→ **Description of the task**:
Locate the string "index" throughout the material and copy every line in which it occurs.

→ **Input for this task**:
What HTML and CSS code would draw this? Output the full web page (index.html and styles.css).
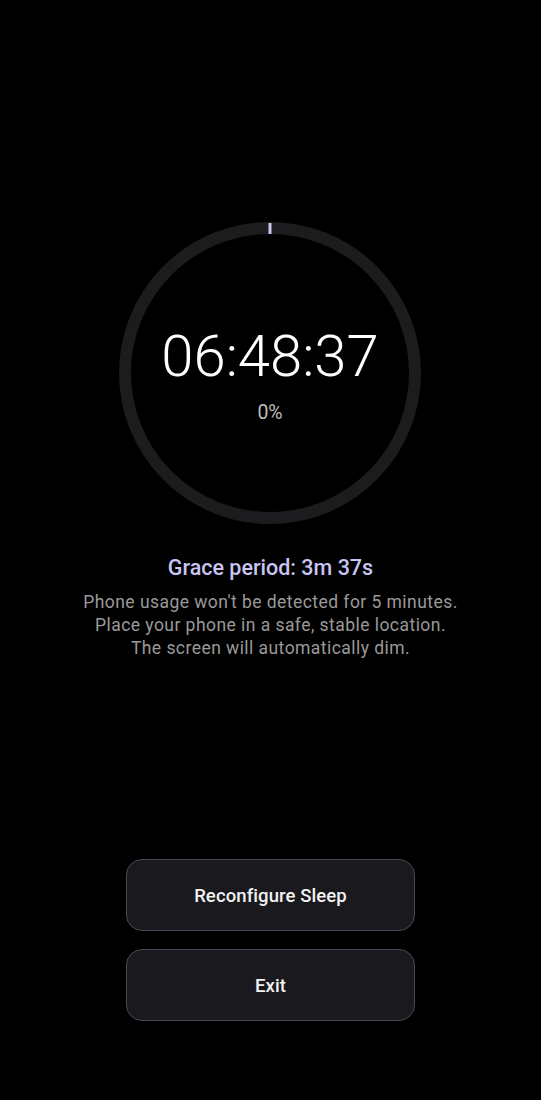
FILE: index.html
```html
<!DOCTYPE html>
<html>
<head>
<meta charset="utf-8">
<link rel="stylesheet" href="styles.css">
</head>
<body>
<main class="screen">
  <section class="timer">
    <svg class="ring" width="302" height="302" viewBox="0 0 302 302">
      <circle cx="151" cy="151" r="145" fill="none" stroke="#1c1c1e" stroke-width="12"/>
      <rect x="149.5" y="1" width="3" height="11" fill="#c9c5f2"/>
    </svg>
    <div class="readout">
      <div class="time">06:48:37</div>
      <div class="percent">0%</div>
    </div>
  </section>
  <section class="info">
    <h2 class="grace">Grace period: 3m 37s</h2>
    <p class="desc">Phone usage won't be detected for 5 minutes.<br>Place your phone in a safe, stable location.<br>The screen will automatically dim.</p>
  </section>
  <section class="actions">
    <button class="btn">Reconfigure Sleep</button>
    <button class="btn">Exit</button>
  </section>
</main>
</body>
</html>
```

FILE: styles.css
```css
html, body {
  margin: 0;
  padding: 0;
  background: #000;
}
body {
  width: 541px;
  height: 1100px;
  font-family: Roboto, "Noto Sans", sans-serif;
  color: #fff;
  overflow: hidden;
}
.screen {
  display: flex;
  flex-direction: column;
  align-items: center;
  padding-top: 222px;
}
.timer {
  position: relative;
  width: 302px;
  height: 302px;
  margin-left: -1px;
}
.ring {
  display: block;
}
.readout {
  position: absolute;
  inset: 0;
  display: flex;
  flex-direction: column;
  align-items: center;
  justify-content: center;
}
.time {
  font-weight: 300;
  font-size: 58px;
  line-height: 66px;
  color: #fff;
  margin-top: 2px;
}
.percent {
  font-size: 19.5px;
  line-height: 24px;
  color: #bdbdbd;
  margin-top: 12px;
}
.info {
  display: flex;
  flex-direction: column;
  align-items: center;
  margin-top: 31px;
}
.grace {
  margin: 0;
  font-size: 21.5px;
  line-height: 26px;
  font-weight: 500;
  color: #c9c5f2;
}
.desc {
  margin: 10px 0 0;
  text-align: center;
  font-size: 17.5px;
  line-height: 23px;
  letter-spacing: 0.45px;
  color: #9a9a9a;
}
.actions {
  display: flex;
  flex-direction: column;
  gap: 18px;
  margin-top: 199px;
}
.btn {
  width: 289px;
  height: 72px;
  border-radius: 16px;
  border: 1px solid #4a4852;
  background: #1a191e;
  color: #f2f2f2;
  font-family: Roboto, "Noto Sans", sans-serif;
  font-size: 18.5px;
  font-weight: 500;
  letter-spacing: 0.1px;
  padding: 2px 0 0;
}
```
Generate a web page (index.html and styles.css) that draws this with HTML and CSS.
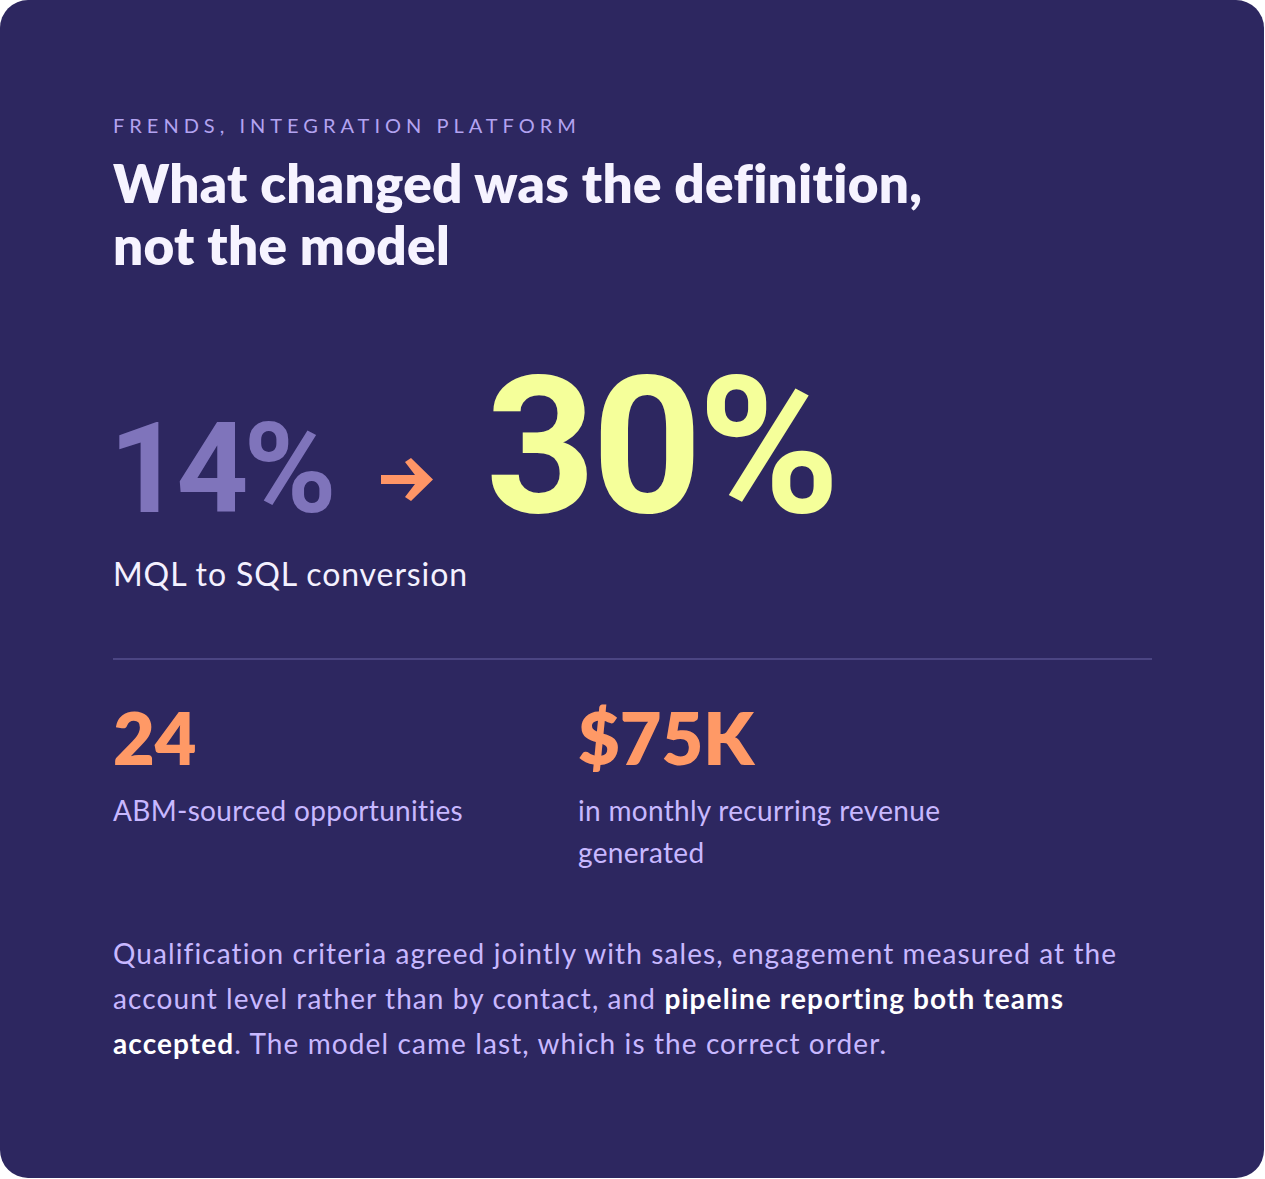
FILE: index.html
```html
<!DOCTYPE html>
<html lang="en">
<head>
<meta charset="utf-8">
<title>Frends case study</title>
<link rel="stylesheet" href="styles.css">
</head>
<body>
<section class="card">
  <p class="eyebrow">FRENDS, INTEGRATION PLATFORM</p>
  <h1 class="title">What changed was the definition,<br>not the model</h1>

  <div class="hero">
    <div class="hero-row">
      <span class="before">14%</span>
      <svg class="arrow" width="52" height="43" viewBox="0 0 52 43" aria-hidden="true">
        <path d="M0 17 H34 L24 4 L30 0 L52 21.5 L30 43 L24 39 L34 26 H0 Z" fill="#ff9566"/>
      </svg>
      <span class="after">30%</span>
    </div>
    <p class="hero-label">MQL to SQL conversion</p>
  </div>

  <hr class="divider">

  <div class="stats">
    <div class="stat">
      <div class="stat-num">24</div>
      <p class="stat-label">ABM-sourced opportunities</p>
    </div>
    <div class="stat">
      <div class="stat-num">$75K</div>
      <p class="stat-label">in monthly recurring revenue generated</p>
    </div>
  </div>

  <p class="summary">Qualification criteria agreed jointly with sales, engagement measured at the account level rather than by contact, and <strong>pipeline reporting both teams accepted</strong>. The model came last, which is the correct order.</p>
</section>
</body>
</html>
```

FILE: styles.css
```css
html, body {
  margin: 0;
  padding: 0;
  background: #ffffff;
}

body {
  font-family: "Lato", "Noto Sans", sans-serif;
}

.card {
  box-sizing: border-box;
  width: 1264px;
  height: 1178px;
  background: #2d2760;
  border-radius: 28px;
  padding: 112px 112px 0 113px;
  color: #f4f1ff;
}

.eyebrow {
  margin: 0;
  font-size: 20px;
  line-height: 26px;
  letter-spacing: 5px;
  color: #b3a3f0;
  font-weight: 400;
}

.title {
  margin: 14px 0 0;
  font-size: 53px;
  line-height: 62px;
  font-weight: 800;
  color: #f6f3ff;
  letter-spacing: 0.3px;
}

.hero {
  margin-top: 75px;
}

.hero-row {
  display: flex;
  align-items: baseline;
}

.before,
.after {
  font-family: "Roboto", "Lato", sans-serif;
  font-weight: 700;
  line-height: 1;
}

.before {
  margin-left: -4px;
  font-size: 126px;
  color: #7f74bb;
  letter-spacing: -5px;
}

.arrow {
  flex: none;
  margin: 0 53px 0 49px;
  transform: translateY(-11px);
}

.after {
  font-size: 192px;
  color: #f5ff9a;
  letter-spacing: -4px;
}

.hero-label {
  margin: 11px 0 0;
  font-size: 32px;
  line-height: 40px;
  letter-spacing: 0.9px;
  color: #f4f1ff;
}

.divider {
  margin: 64px 0 0;
  border: 0;
  height: 2px;
  background: #4b4583;
}

.stats {
  display: grid;
  grid-template-columns: 465px 1fr;
  margin-top: 41px;
}

.stat-num {
  font-size: 72px;
  line-height: 1;
  font-weight: 800;
  color: #ff9966;
}

.stat-label {
  margin: 16px 0 0;
  max-width: 390px;
  font-size: 28px;
  line-height: 42px;
  letter-spacing: 0.3px;
  color: #c8b8ff;
}

.summary {
  margin: 58px 0 0;
  font-size: 28px;
  line-height: 45px;
  letter-spacing: 1.1px;
  color: #c8b8ff;
}

.summary strong {
  color: #ffffff;
  font-weight: 700;
}
```
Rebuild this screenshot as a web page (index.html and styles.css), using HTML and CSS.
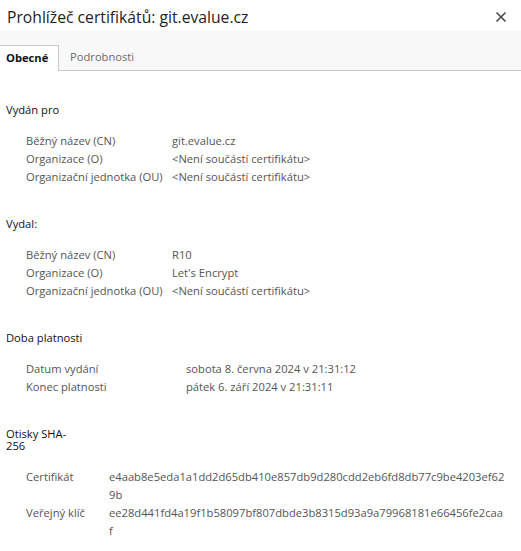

→ **Output of the task**:
What HTML and CSS code would draw this? Output the full web page (index.html and styles.css).
FILE: index.html
Generate a web page (index.html and styles.css) that draws this with HTML and CSS.
FILE: index.html
Rebuild this screenshot as a web page (index.html and styles.css), using HTML and CSS.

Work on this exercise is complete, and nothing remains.